After my very positive university experience in Regina, I still had a couple of years of theological education to complete at the Canadian Theological Seminary, also in Regina. My heart and mind were stretched by this time of study toward the completion of an Master of Divinity degree. It was also during that time that a faculty member became a close friend and initiated the idea of having me serve as a youth pastor in a church right there in Regina. That experience provided me with more practical tools of what it meant to serve as a pastor which became my life-long work.
From Regina, Carolyn and I went on to North Battleford, Saskatchewan so that I could serve as the pastor of the Alliance Church in that city. The eight years we served there turned out to be one of the greatest times of our lives. While we struggled a bit during those years to find our identity as a couple, by God’s grace we also saw an increase in the size and the completion of a new church building. Those years also brought our four wonderful children into our lives. Our lives were full. God was good!
The next chapter found us in Saskatoon for a few years where I became pastor of a larger church. The bigger challenge in Saskatoon was invigorating and fruitful in many ways again including the completion of a new church building. But the time there also exacted a huge price. It was the first time in our lives that we seriously wondered whether we could continue in pastoral ministry. We learned that the journey of faith sometimes included some severe testing.
A little later, thanks to the timely encouragement of close friends we were able to relocate to Prince George for pastoral work which continued in a church there for almost twenty wonderful years. During the latter part of my work at the Lakewood Alliance Church I also was able to begin a doctoral level course of study at Trinity International University in Chicago — a school of the Evangelical Free Church of America. This program enabled me to process more effectively some of the difficulties which pastors typically encounter in pastoral ministry.
Following the completion of the Doctor of Ministry degree, and with the help of others, I was able to establish a specialized kind of pastoral encouragement service called, Second Wind Ministries. Originally, the idea of Second Wind Ministries was to provide encouragement to pastors who felt overwhelmed by the challenges of pastoral work. Later on, besides providing both general pastoral counselling as well as more specific help for pastors, the work morphed into a more specialized kind of work for churches in order to assist them through the challenges especially of pastoral transition.

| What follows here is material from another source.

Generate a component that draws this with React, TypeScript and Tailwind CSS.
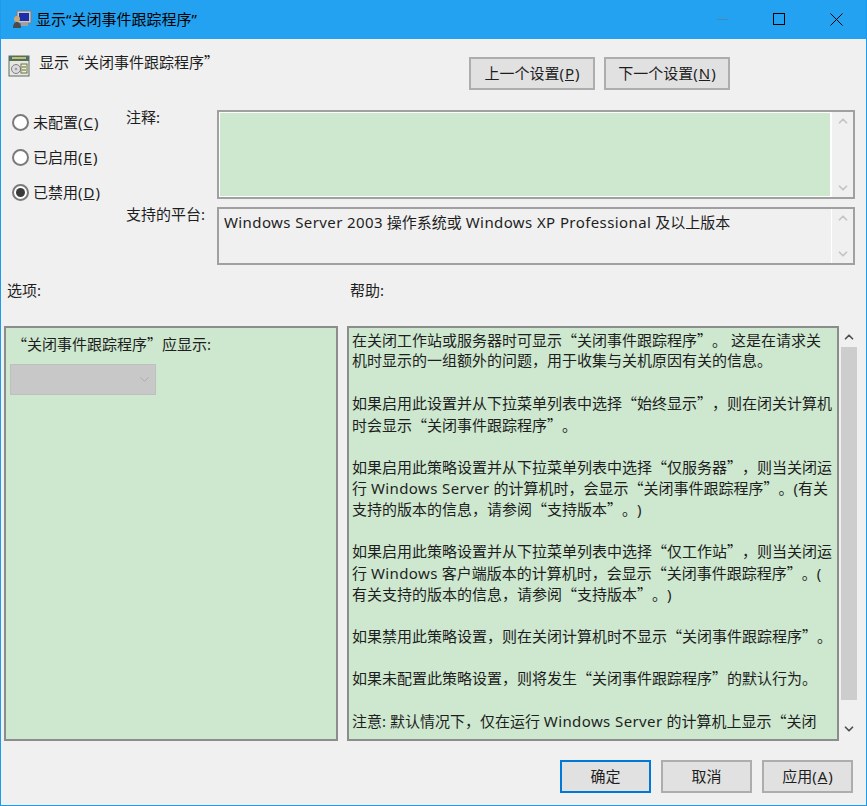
import { ChevronUp, ChevronDown } from 'lucide-react'

const font = 'font-["Noto_Sans","Noto_Sans_CJK_SC",sans-serif]'

const helpLines = [
  '在关闭工作站或服务器时可显示“关闭事件跟踪程序”。 这是在请求关',
  '机时显示的一组额外的问题，用于收集与关机原因有关的信息。',
  '',
  '如果启用此设置并从下拉菜单列表中选择“始终显示”，则在闭关计算机',
  '时会显示“关闭事件跟踪程序”。',
  '',
  '如果启用此策略设置并从下拉菜单列表中选择“仅服务器”，则当关闭运',
  '行 Windows Server 的计算机时，会显示“关闭事件跟踪程序”。(有关',
  '支持的版本的信息，请参阅“支持版本”。)',
  '',
  '如果启用此策略设置并从下拉菜单列表中选择“仅工作站”，则当关闭运',
  '行 Windows 客户端版本的计算机时，会显示“关闭事件跟踪程序”。(',
  '有关支持的版本的信息，请参阅“支持版本”。)',
  '',
  '如果禁用此策略设置，则在关闭计算机时不显示“关闭事件跟踪程序”。',
  '',
  '如果未配置此策略设置，则将发生“关闭事件跟踪程序”的默认行为。',
  '',
  '注意: 默认情况下，仅在运行 Windows Server 的计算机上显示“关闭',
]

// quotes are full width in the dialog, latin runs a bit wider than Noto Sans
function Rich({ text }: { text: string }) {
  const parts = text.split(/([“”]|[A-Za-z0-9][A-Za-z0-9 ]*[A-Za-z0-9])/)
  return (
    <>
      {parts.map((p, i) =>
        p === '“' || p === '”' ? (
          <span key={i} className='font-["Noto_Sans_CJK_SC",sans-serif]'>{p}</span>
        ) : /^[A-Za-z0-9]/.test(p) ? (
          <span key={i} className="tracking-[0.4px]">{p}</span>
        ) : (
          <span key={i}>{p}</span>
        ),
      )}
    </>
  )
}

function Radio({ label, hotkey, checked }: { label: string; hotkey: string; checked?: boolean }) {
  return (
    <div className="flex items-center h-[35px]">
      <span className="w-[17px] h-[17px] rounded-full border-2 border-[#7a7a7a] bg-white flex items-center justify-center">
        {checked && <span className="w-[9px] h-[9px] rounded-full bg-[#3a3a3a]" />}
      </span>
      <span className="ml-[4px] text-[15px]">
        {label}(<span className="underline mx-[1px]">{hotkey}</span>)
      </span>
    </div>
  )
}

function Btn({ children, className = 'border-[#adadad]' }: { children: React.ReactNode; className?: string }) {
  return (
    <div className={`w-[91px] h-[33px] flex items-center justify-center bg-[#e1e1e1] border-2 text-[15px] ${className}`}>
      {children}
    </div>
  )
}

function PolicyIcon() {
  return (
    <svg width="22" height="22" viewBox="0 0 22 22">
      <rect x="1" y="1" width="20" height="20" fill="#e8e8d8" stroke="#5a6a6a" />
      <rect x="1" y="1" width="20" height="5" fill="#4f6f6a" />
      <rect x="4" y="2" width="14" height="2" fill="#c8c060" />
      <circle cx="8" cy="14" r="4.5" fill="#d8d8f0" stroke="#808080" />
      <circle cx="8" cy="14" r="1.3" fill="#c0a040" />
      <rect x="13" y="9" width="6" height="9" fill="#f4f0c0" stroke="#607060" />
      <path d="M14 12h4M14 15h4" stroke="#506050" />
    </svg>
  )
}

function TitleIcon() {
  return (
    <svg width="20" height="20" viewBox="0 0 20 20">
      <rect x="5" y="1" width="14" height="12" fill="#c8c8c8" stroke="#808080" />
      <rect x="7" y="3" width="10" height="8" fill="#1c2fa8" />
      <rect x="9" y="13" width="7" height="3" fill="#a0a0a0" />
      <circle cx="5" cy="9" r="3" fill="#c8a878" />
      <path d="M1 18c0-4 2-6 4-6s4 2 4 6z" fill="#4a4a4a" />
    </svg>
  )
}

function Scroll() {
  return (
    <div className="w-[22px] flex flex-col justify-between items-center py-[2px] border-l border-white">
      <ChevronUp size={14} strokeWidth={3} className="text-[#c4c4c4]" />
      <ChevronDown size={14} strokeWidth={3} className="text-[#c4c4c4]" />
    </div>
  )
}

export default function App() {
  return (
    <div className={`w-[867px] h-[806px] flex flex-col bg-[#f0f0f0] border border-[#1b9bf0] border-t-0 text-[#1e1e1e] overflow-hidden [text-spacing-trim:space-all] ${font}`}>
      <div className="h-[39px] shrink-0 bg-[#23a2f2] flex items-center pl-[11px] text-black">
        <TitleIcon />
        <span className="ml-[4px] text-[15px]">显示“关闭事件跟踪程序”</span>
        <div className="ml-auto flex items-center pr-[23px] gap-[44px]">
          <svg width="13" height="13" viewBox="0 0 13 13"><path d="M0.5 6.5h12" stroke="#4a86b0" /></svg>
          <svg width="13" height="13" viewBox="0 0 13 13"><rect x="0.5" y="0.5" width="11" height="11" fill="none" stroke="#000" /></svg>
          <svg width="13" height="13" viewBox="0 0 13 13"><path d="M0.5 0.5l12 12M12.5 0.5l-12 12" stroke="#000" /></svg>
        </div>
      </div>

      <div className="flex h-[71px] shrink-0">
        <div className="ml-[7px] mt-[16px]"><PolicyIcon /></div>
        <span className="ml-[9px] mt-[12px] text-[15px] h-[22px]"><Rich text="显示“关闭事件跟踪程序”" /></span>
        <div className="ml-auto mr-[136px] mt-[18px] flex gap-[9px]">
          <Btn className="border-[#adadad] w-[126px]">上一个设置(<span className="underline mx-[1px]">P</span>)</Btn>
          <Btn className="border-[#adadad] w-[126px]">下一个设置(<span className="underline mx-[1px]">N</span>)</Btn>
        </div>
      </div>

      <div className="flex h-[155px] shrink-0">
        <div className="w-[125px] pl-[11px] shrink-0 -mt-[5px]">
          <Radio label="未配置" hotkey="C" />
          <Radio label="已启用" hotkey="E" />
          <Radio label="已禁用" hotkey="D" checked />
        </div>
        <div className="w-[91px] shrink-0 text-[15px]">
          <div className="h-[93px] leading-[14px]">注释:</div>
          <div className="leading-[22px]">支持的平台:</div>
        </div>
        <div className="flex-1 flex flex-col gap-[8px] pr-[11px]">
          <div className="h-[89px] border-2 border-[#a0a0a0] flex">
            <div className="flex-1 bg-[#cde8cf] border border-white" />
            <Scroll />
          </div>
          <div className="h-[58px] border-2 border-[#a0a0a0] flex">
            <div className="flex-1 pl-[5px] text-[15px] leading-[24px] pt-[1px]">
              <Rich text="Windows Server 2003 操作系统或 Windows XP Professional 及以上版本" />
            </div>
            <Scroll />
          </div>
        </div>
      </div>

      <div className="flex h-[61px] shrink-0 text-[15px] pt-[14px]">
        <span className="ml-[6px] w-[343px]">选项:</span>
        <span>帮助:</span>
      </div>

      <div className="flex h-[415px] shrink-0 pl-[3px]">
        <div className="w-[334px] border-2 border-[#8c8c8c] bg-[#cde8cf] shrink-0">
          <div className="pl-[6px] pt-[5px] text-[15px] leading-[22px]"><Rich text="“关闭事件跟踪程序”应显示:" /></div>
          <div className="ml-[4px] mt-[9px] w-[146px] h-[31px] bg-[#c8c8c8] border border-[#bfbfbf] flex items-center justify-end pr-[3px]">
            <ChevronDown size={15} strokeWidth={1.4} className="text-[#a8a8a8]" />
          </div>
        </div>
        <div className="ml-[9px] w-[492px] border-2 border-[#8c8c8c] bg-[#cde8cf] shrink-0 overflow-hidden pl-[3px] pt-[1px] text-[15px] leading-[21.15px] whitespace-nowrap">
          {helpLines.map((line, i) => (
            <div key={i} className="h-[21.15px]"><Rich text={line} /></div>
          ))}
        </div>
        <div className="w-[16px] ml-[2px] flex flex-col items-center">
          <div className="h-[21px] flex items-center"><ChevronUp size={14} strokeWidth={3} className="text-[#505050]" /></div>
          <div className="h-[353px] w-full bg-[#cdcdcd]" />
          <div className="pt-[22px]"><ChevronDown size={14} strokeWidth={3} className="text-[#505050]" /></div>
        </div>
      </div>

      <div className="flex justify-end pt-[19px] pr-[13px] gap-[10px]">
        <Btn className="border-[#0078d7]">确定</Btn>
        <Btn>取消</Btn>
        <Btn>应用(<span className="underline mx-[1px]">A</span>)</Btn>
      </div>
    </div>
  )
}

Overall, this journey of faith has been far more rewarding and fulfilling than, as a small boy, I had ever dreamed possible. I have found over and over again that God’s Word is true, that God is faithful, that Jesus Christ is everything He promised to be, and that the Holy Spirit is more than adequate for all of my weakness. As I look back, I feel an awesome sense of God’s blessing. I can’t wait to see what else He has in mind as I continue to trust Him and to follow His leading.